Astronaut to Fight Isolation In Space via E-Mail, News Clips

LONG STAY ABOARD MIR

WHEN Shannon Lucid floats through the hatch and into Russia's Mir space station this weekend, she will become the first American woman to serve on the station's crew.

If all goes well, her 140-day stay will also set an endurance record for US astronauts - and perhaps more important, provide fresh insights on the human side of spaceflight, a field often dominated by discussions of physiology and hardware.

Dr. Lucid is one of six crew members scheduled to ride the shuttle Atlantis into space on Thursday. A biochemist who joined NASA in 1978 as one of its first female astronauts, she will stay in space to conduct research aboard Mir, while her shuttle colleagues return to Earth March 30.

Lucid's arrival begins 26 months of continuous US presence on Mir. It also inaugurates changes made in the program since American Norman Thagard returned last year from a 110-day stay on Mir.

His tour highlighted some of the challenges that long-duration crews face. Upon his return, Thagard said he had to grapple with a sense of "cultural isolation."

To ameliorate the problem, NASA will provide Lucid with audio news briefings three times a week, a weekly set of video news clips, and an indirect means of using e-mail to stay in touch with her husband and three children.

She will also have plenty of work to do. A problem with Thagard's assignment was that he didn't have much to do beyond his research tasks, which didn't fill his time, according to Yuri Glazkov, deputy director of Star City, the cosmonaut training center near Moscow.

"We have found that the more a person is working, the less psychological problems this person has on board an orbital station," he says. "Shannon Lucid will have to conduct a broader spectrum of operations" aboard Mir than Thagard did. This has become all the more important because some of Lucid's research equipment, which was to have been sent up from Russia and put in place before she arrived, will not reach Mir until well after she arrives.

Groundwork for the new space station

Lucid's stay is part of a nine-mission program to lay the foundation for US-Russian cooperation on the International Space Station. Construction on the new facility is scheduled to begin late next year.

With that milestone approaching, two other Atlantis crew members are scheduled to make a spacewalk that comes the closest yet to matching the kind of conditions that astronauts aboard the new space station will confront.

Hanging by a tether

Crew members Linda Godwin and Lt. Col. (Ret.) Richard Clifford will conduct the challenge spacewalk while Atlantis is docked with Mir. They will test tools and tethers that work on Mir as well as on the shuttle.

In addition, the astronauts will attach four experiment packages to the docking module attached to Mir.
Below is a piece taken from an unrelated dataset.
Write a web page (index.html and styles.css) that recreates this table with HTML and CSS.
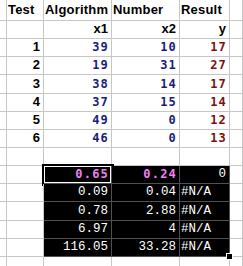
FILE: index.html
```html
<!DOCTYPE html>
<html>
<head>
<meta charset="utf-8">
<link rel="stylesheet" href="styles.css">
</head>
<body>
<div class="sheet">
  <div class="c"></div><div class="c h">Test</div><div class="c h">Algorithm</div><div class="c h">Number</div><div class="c h">Result</div><div class="c"></div>
  <div class="c"></div><div class="c"></div><div class="c r b">x1</div><div class="c r b">x2</div><div class="c r b">y</div><div class="c"></div>

  <div class="c"></div><div class="c r b">1</div><div class="c r n">39</div><div class="c r n">10</div><div class="c r d">17</div><div class="c"></div>
  <div class="c"></div><div class="c r b">2</div><div class="c r n">19</div><div class="c r n">31</div><div class="c r d">27</div><div class="c"></div>
  <div class="c"></div><div class="c r b">3</div><div class="c r n">38</div><div class="c r n">14</div><div class="c r d">17</div><div class="c"></div>
  <div class="c"></div><div class="c r b">4</div><div class="c r n">37</div><div class="c r n">15</div><div class="c r d">14</div><div class="c"></div>
  <div class="c"></div><div class="c r b">5</div><div class="c r n">49</div><div class="c r n">0</div><div class="c r d">12</div><div class="c"></div>
  <div class="c"></div><div class="c r b">6</div><div class="c r n">46</div><div class="c r n">0</div><div class="c r d">13</div><div class="c"></div>

  <div class="c"></div><div class="c"></div><div class="c"></div><div class="c"></div><div class="c"></div><div class="c"></div>

  <div class="c"></div><div class="c"></div><div class="c r k p cur">0.65</div><div class="c r k p">0.24</div><div class="c r k w">0</div><div class="c"></div>
  <div class="c"></div><div class="c"></div><div class="c r k w">0.09</div><div class="c r k w">0.04</div><div class="c k w na">#N/A</div><div class="c"></div>
  <div class="c"></div><div class="c"></div><div class="c r k w">0.78</div><div class="c r k w">2.88</div><div class="c k w na">#N/A</div><div class="c"></div>
  <div class="c"></div><div class="c"></div><div class="c r k w">6.97</div><div class="c r k w">4</div><div class="c k w na">#N/A</div><div class="c"></div>
  <div class="c"></div><div class="c"></div><div class="c r k w">116.05</div><div class="c r k w">33.28</div><div class="c k w na">#N/A</div><div class="c"></div>

  <div class="c"></div><div class="c"></div><div class="c"></div><div class="c"></div><div class="c"></div><div class="c"></div>
  <div class="handle"></div>
</div>
</body>
</html>
```
FILE: styles.css
```css
html, body {
  margin: 0;
  padding: 0;
  background: #fff;
}
.sheet {
  position: relative;
  display: grid;
  grid-template-columns: 7px 37px 68px 68px 50px 1fr;
  grid-template-rows: 21px repeat(14, 18.15px);
  width: 243px;
  height: 266px;
  overflow: hidden;
}
.c {
  box-sizing: border-box;
  border-right: 1px solid #c6c6c6;
  border-bottom: 1px solid #c6c6c6;
  display: flex;
  align-items: flex-end;
  padding: 0 2px 3px 2px;
  white-space: nowrap;
  overflow: visible;
  min-width: 0;
  font-family: "Liberation Sans", Arial, sans-serif;
  font-size: 12px;
  line-height: 12px;
  color: #000;
}
.h {
  font-weight: bold;
  font-size: 13px;
  letter-spacing: 0.2px;
  padding-left: 1px;
  padding-bottom: 4px;
  position: relative;
  z-index: 1;
}
.r { justify-content: flex-end; padding-right: 3px; }
.b { font-weight: bold; font-size: 13px; }
.n, .d, .p {
  font-family: "DejaVu Sans Mono", monospace;
  font-weight: bold;
  font-size: 12px;
  letter-spacing: 1.2px;
  padding-right: 2px;
}
.n { color: #1b1b78; }
.d { color: #7a1010; }
.k {
  background: #000;
  border-right-color: #505050;
  border-bottom-color: #505050;
}
.p { color: #f080f0; }
.w {
  color: #fff;
  font-family: "Liberation Mono", "Courier New", monospace;
  font-size: 12.5px;
}
.na { justify-content: flex-start; padding-left: 1px; }
.cur {
  box-shadow: inset 0 0 0 1px #fff;
  outline: 2px solid #000;
}
.handle {
  position: absolute;
  left: 227px;
  top: 254px;
  width: 5px;
  height: 5px;
  background: #000;
  border: 1px solid #fff;
  box-sizing: content-box;
  margin: -1px 0 0 -1px;
}
```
During the experiments, a variety of materials, paints, and coatings to be used for the international space station will be exposed to conditions that the station will experience once on orbit. In addition, the packages will capture natural and man-made space debris to help scientists and engineers evaluate the debris hazards that the new space station will encounter.
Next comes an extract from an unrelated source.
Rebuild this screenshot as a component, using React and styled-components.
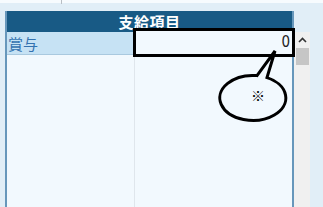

Dr. Godwin and Col. Clifford will have to leave the shuttle's cargo bay and work their way onto Mir's docking module, where they will attach the 55- to 60-pound packages. They will remain linked to the shuttle with 55-foot nylon tethers and will have emergency propulsion units on their backs if, for some reason, the tethers break and the astronauts float free of the station.

"In a spacewalk on the shuttle, most of the activity is confined to the payload bay," says Scott Bleisath, the mission's lead EVA officer. "So it's easy for the crew to see each other and where they are going. On space station, you have modules and trusses that crisscross. It's harder to tell how to get from one site to another."

He acknowledges the possibility that the tethers can get tangled, but adds that the two spacewalkers have spent time in NASA's training pool and with a new virtual-reality training tool to devise ways to avoid tangles.

Lucid, for her part, notes that her two Rus-sian colleagues aboard Mir, Yuri Onufrienko and Yuri Usachev, have bent over backward to make her feel like part of the crew. Her one regret is not having a better grasp of conversational Russian.

"My Russian is adequate," she notes. "But most of my focus has been on technical Rus-sian" in order to pass exams given all Russian astronauts. "I don't think that Yuri and Yuri are very much interested in sitting around and discussing ways of producing oxygen."